What men often fear committing to is what women are often so desperate for that they settle for an abusive or inadequate partner and then rationalize the issues away in order to maintain access to some level of affection. Let me be clear, both men and women are capable of being both avoidant and desperate when it comes to relationships, but the cliché’s that exist regarding the complaints men and women have regarding their partners are cliché’s for a reason.

I understand the desire to want to be sexually expressive after hundreds of years of hypocrisy around the way men are treated for their sexual desires as opposed to women. This is not an attempt to deny women the right to be sexually expressive, but I do think that many women believe they are liberating themselves when they are actually reinforcing a different prison.

People should not underestimate the lengths they will go to feel some semblance of love from a partner who has not actually done much to demonstrate that they really love and appreciate them. It is not that women should not be sexually expressive. It’s that women must learn to be strong enough to be sexually expressive for those individuals who actually deserve to be on the receiving end of it; men who demonstrate a joy obtained from simply being around them, and who are not motivated by a desire for sex that essentially amounts to masturbating inside of them.

Many people want a sense of assurance that they will not be abandoned or rejected. There is a lot of talk concerning how it is foolish to think that one person can fulfill all of one’s needs. This is true, but it’s is also foolish to think that those needs are one’s that can be filled by adding more people to one’s social network. The illusion in both cases is that of believing other people hold the key to one finding peace and happiness; the one thinks that with the right enough partner and a genuine enough commitment, one can find one person who meets all of one’s needs. The other thinks that with a wide enough social or sexual network, one can have a diverse enough amount of personalities and characteristics so as to be there for them in any given scenario.

What one sees here is the desire to rely on other people for a sense of life satisfaction. What the man who is unwilling to commit to out of fear is what a woman might be clinging to in the false belief that she can find ultimate security through another. Fear underlies both situations. One cannot ultimately rely on another person for a sense of wholeness; one finds salvation in their natural wholeness comprised of living vitality and a connection to the “big picture.” From there, a person takes action to honor that connection in another person through an exploration into the essence of attraction that acts through them.

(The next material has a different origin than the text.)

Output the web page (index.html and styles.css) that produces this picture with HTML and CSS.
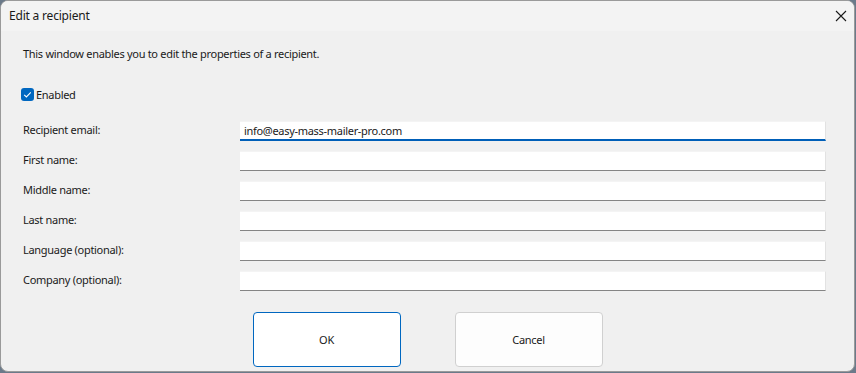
FILE: index.html
```html
<!DOCTYPE html>
<html>
<head>
<meta charset="utf-8">
<link rel="stylesheet" href="styles.css">
</head>
<body>
<div class="window">
  <div class="titlebar">
    <span class="title">Edit a recipient</span>
    <span class="close">
      <svg width="12" height="12" viewBox="0 0 12 12"><path d="M1 1 L11 11 M11 1 L1 11" stroke="#1a1a1a" stroke-width="1.1" fill="none"/></svg>
    </span>
  </div>
  <div class="content">
    <p class="desc">This window enables you to edit the properties of a recipient.</p>
    <label class="check">
      <span class="box"><svg width="13" height="13" viewBox="0 0 13 13"><path d="M3.2 6.8 L5.4 9 L9.8 4.4" stroke="#fff" stroke-width="1.1" fill="none"/></svg></span>
      <span>Enabled</span>
    </label>
    <div class="form">
      <span class="lbl">Recipient email:</span><div class="field focus">info@easy-mass-mailer-pro.com</div>
      <span class="lbl">First name:</span><div class="field"></div>
      <span class="lbl">Middle name:</span><div class="field"></div>
      <span class="lbl">Last name:</span><div class="field"></div>
      <span class="lbl">Language (optional):</span><div class="field"></div>
      <span class="lbl">Company (optional):</span><div class="field"></div>
    </div>
    <div class="buttons">
      <button class="btn default">OK</button>
      <button class="btn">Cancel</button>
    </div>
  </div>
</div>
</body>
</html>
```
FILE: styles.css
```css
html, body {
  margin: 0;
  padding: 0;
  background: #6b7a8a;
}
body {
  width: 856px;
  height: 373px;
  overflow: hidden;
  font-family: "Noto Sans", "Open Sans", sans-serif;
  font-size: 11px;
  letter-spacing: -0.3px;
  color: #1a1a1a;
}
.window {
  box-sizing: border-box;
  width: 855px;
  height: 372px;
  border: 1px solid #9a9a9a;
  border-radius: 8px;
  background: #f0f0f0;
  overflow: hidden;
  display: flex;
  flex-direction: column;
}
.titlebar {
  height: 30px;
  flex: none;
  background: #f3f3f3;
  display: flex;
  align-items: center;
  justify-content: space-between;
  padding: 0 7px 0 8px;
}
.title {
  font-size: 12px;
  letter-spacing: -0.2px;
  color: #1a1a1a;
  margin-top: -1px;
}
.close {
  display: flex;
  width: 12px;
  height: 12px;
  margin-top: -1px;
}
.content {
  padding: 0 0 0 22px;
  display: flex;
  flex-direction: column;
}
.desc {
  margin: 15px 0 0 0;
  line-height: 16px;
}
.check {
  display: flex;
  align-items: center;
  margin: 25px 0 0 -2px;
  gap: 2px;
}
.box {
  width: 13px;
  height: 13px;
  border-radius: 3px;
  background: #0067c0;
  display: flex;
}
.form {
  display: grid;
  grid-template-columns: 217px 586px;
  grid-auto-rows: 20px;
  row-gap: 10px;
  margin-top: 19px;
}
.lbl {
  line-height: 16px;
  margin-top: 1px;
}
.field {
  box-sizing: border-box;
  height: 20px;
  background: #fff;
  border-right: 1px solid #e2e2e2;
  border-top: 1px solid #f4f4f4;
  border-bottom: 1px solid #858585;
  font-size: 11px;
  line-height: 17px;
  padding-left: 4px;
}
.field.focus {
  border-bottom: 2px solid #005fb8;
}
.buttons {
  display: flex;
  justify-content: center;
  gap: 54px;
  margin: 21px 0 0 -22px;
}
.btn {
  width: 148px;
  height: 55px;
  box-sizing: border-box;
  background: #fdfdfd;
  border: 1px solid #d0d0d0;
  border-radius: 4px;
  font-family: inherit;
  font-size: 11px;
  letter-spacing: -0.3px;
  color: #1a1a1a;
  padding: 0;
}
.btn.default {
  border: 1px solid #0067c0;
  background: #fff;
}
```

We have to be willing to reinterpret commitment so that we allow for two people to be willing to decide to give their best to the relationship in the most honest and open way they can without holding two people to unreasonable expectations about “forever.” This doesn’t mean that two people cannot spend their lives together and be happy, but it also does not mean that a relationship or a marriage be predicated on it. Real commitment has to be grounded in the present moment as a continuous effort to “show up” every moment of every day to participate in love and the exploration of intimacy.